Friday, May 23, 2008

Is It The Years Or The Mileage?

I've been avoiding writing about INDIANA JONES AND THE KINGDOM OF THE CRYSTAL SKULL, because I didn't know really what I wanted to say about it. I attended the midnight showing on Wednesday evening, which should give you a good idea of how I was anticipating the movie. After all, RAIDERS OF THE LOST ARK is my all-time favorite movie and has been since I saw it four times during the summer of 1981. I saw both sequels theatrically and several times since then. However, it's been awhile since I was as thoroughly disappointed by a movie as I was this one. Yes, I've seen worse movies—much, much worse—but I've been waiting nearly twenty years for a new Indiana Jones. It has its moments, and spending more time with Harrison Ford's enthusiastic archeologist Indiana Jones is always going to be some fun. But. Sigh. But, KINGDOM OF THE CRYSTAL SKULL is just…a drag.

It's easy to assign blame to executive producer/co-writer George Lucas (who takes story credit with Jeff Nathanson; David Koepp wrote the screenplay), seeing as how he destroyed the STAR WARS legacy with three inadequate sequels, but Ford and Spielberg, who also had total script approval, deserve some too. Koepp's treatment feels like a Frankensteinian stitchwork of "cool scenes" from the many earlier scripts Lucas commissioned during the 2000s. Many scenes, which may have made sense in those scripts, play without context and without a point here, one example being Indy's accidental invasion of a Nevada nuclear test site, where he ludicrously survives an atomic bomb blast. As the button to a setpiece that integrates the surroundings into the action, this could have been fun, but as KOTCS plays, there's no reason for Indy to even be there.

I really don't want to spend much energy listing the reasons why KOTCS doesn't work, not as an action/adventure or as an Indiana Jones movie. I could talk about idiotic CGI gophers or the outlandish action scenes that bear more resemblance to Tom & Jerry cartoons than the 1940s Republic serials Spielberg and Lucas grew up with. Or the absurd decision to make Indy a deadbeat dad by introducing motorcycle tough Mutt Williams (a miscast Shia LeBeouf), who is sent by his mother, Marion (the welcome Karen Allen), Indy's flame from RAIDERS, to recruit Indy to rescue her from Russians after the titular skull.

Besides Ford, who still has a gleam in his eye that proves Indy's having a good time, no matter what pickle he's gotten himself into, Cate Blanchett is the only performer who appears to understand the pulp genre.
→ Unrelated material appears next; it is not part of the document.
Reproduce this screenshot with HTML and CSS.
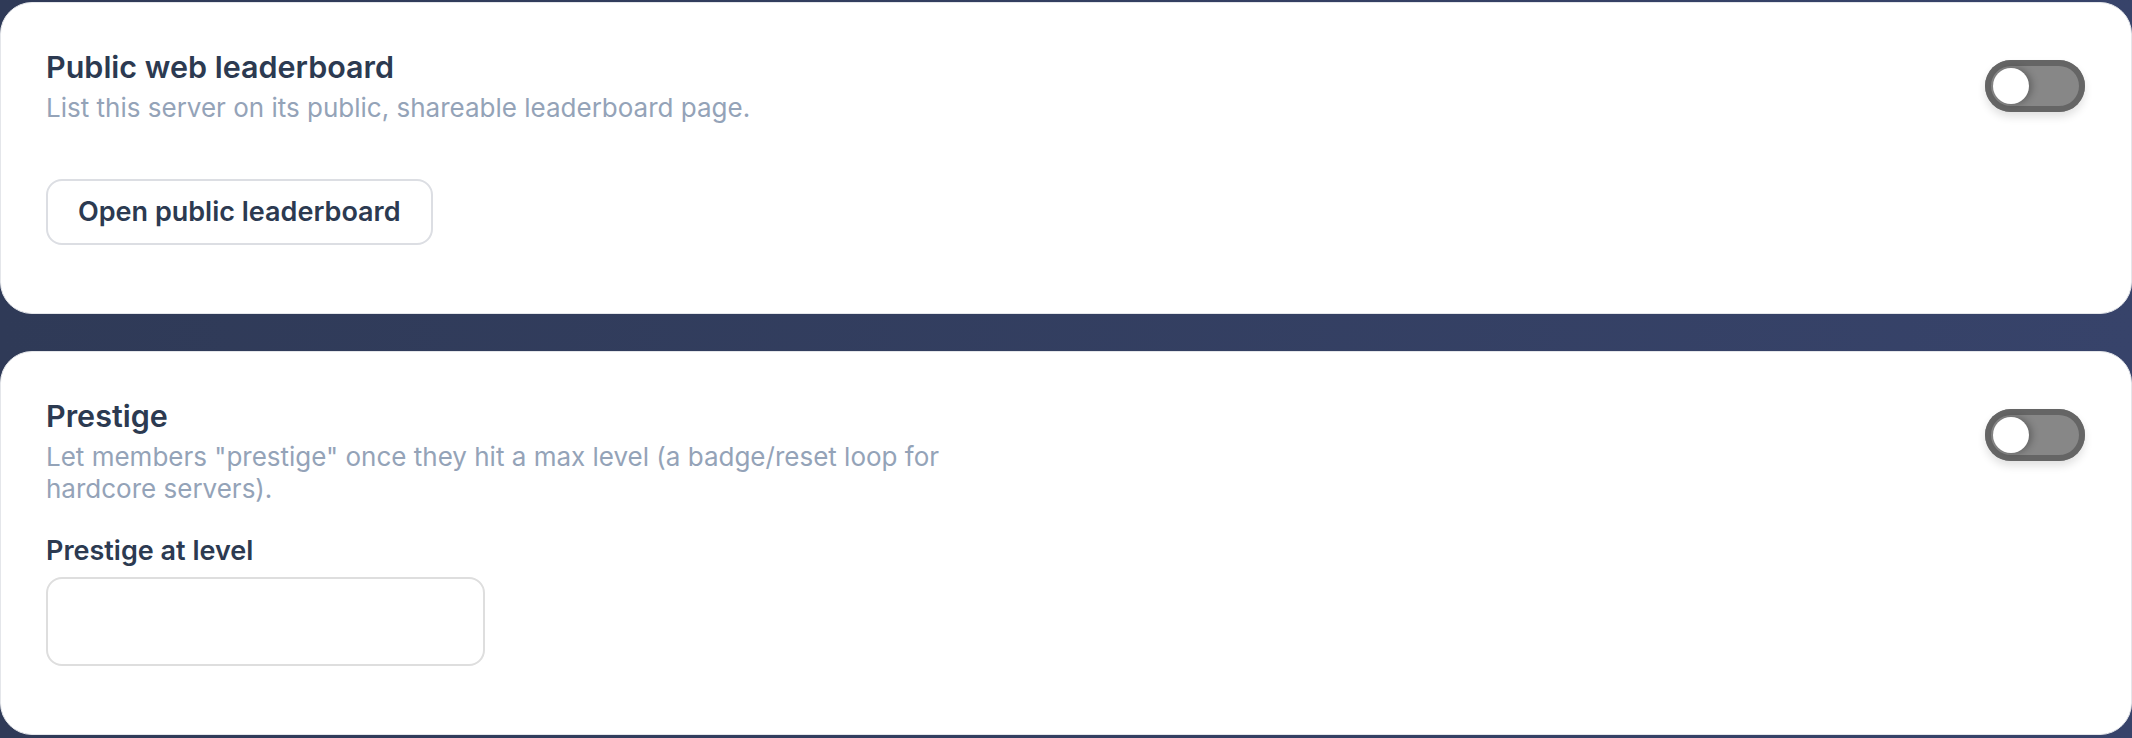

As psychic KGB agent Irina Spalko, Blanchett decks herself out in a vaguely dominatrix uniform, complete with rapier, to knock Indy about. Janusz Kaminski's photography doesn't match the richness of Douglas Slocombe's on the original trilogy, and even the reliable John Williams seems to be sleepwalking, mostly recycling themes for the earlier pictures. Of course, this is necessary to some extent, but this is the first score for an Indiana Jones film that I didn't whistle upon leaving the theater.

While Lucas plans to continue making sequels with LeBeouf under Indy's trademark fedora (good luck with that, George; I expect Shia to be in ten years where Chris O'Donnell is now), I'd rather he didn't. I don't think I could take another heartbreak like this one.

4 comments:

J. Brown said...

It's a real shame to hear so many devoted Indy fans be heartily disappointed by the latest incarnation. I absolutely loved the originals, and was hoping that with enough time to prepare (the nearly 20 years you mention), this version would be the sequel we'd all been hoping for. Instead, the lackluster reviews have me less than thrilled at the prospect of shelling out $10-15 (depending on concessions) to see the flick.

Andrew Byers said...

Ouch. This is exactly what I was afraid the movie would turn out to be. I have to say though, I feel almost obligated to see it -- at a matinée -- because I loved the original so much.

Neil Sarver said...

I'm not sure how much I have to say about this yet, but honestly, it's clear that the first two movies were a bunch of cool scenes strung together by some plot. It isn't until The Last Crusade that it feels like someone sat down and wrote a proper Hollywood screenplay, and I think that movie suffers terribly for it.

And I think this one is an improvement over that overall, although it still suffers from many of the same problems, a weird sentimental streak whose absence is actually one of the peculiar joys of the first two, in my opinion.

I'm not sure. Part of the test on The Last Crusade is that a couple months after I've seen it any given time, I can't remember anything except the Ford/Connery relationship and the River Phoenix flashbacks. Nothing at all else.

What will I remember from this? We'll see.

rob! said...

i liked KOTCS more than you, but i admit, it doesn't hang together very well.

Indy and Marion don't have one good scene together, but i feel like the movie was worth it just to give Indy a proper send-off, and give him and Marion a chance to reunite.

i feel like the movie is sort of a giant smooch to Karen Allen, the best of the Indy love interests.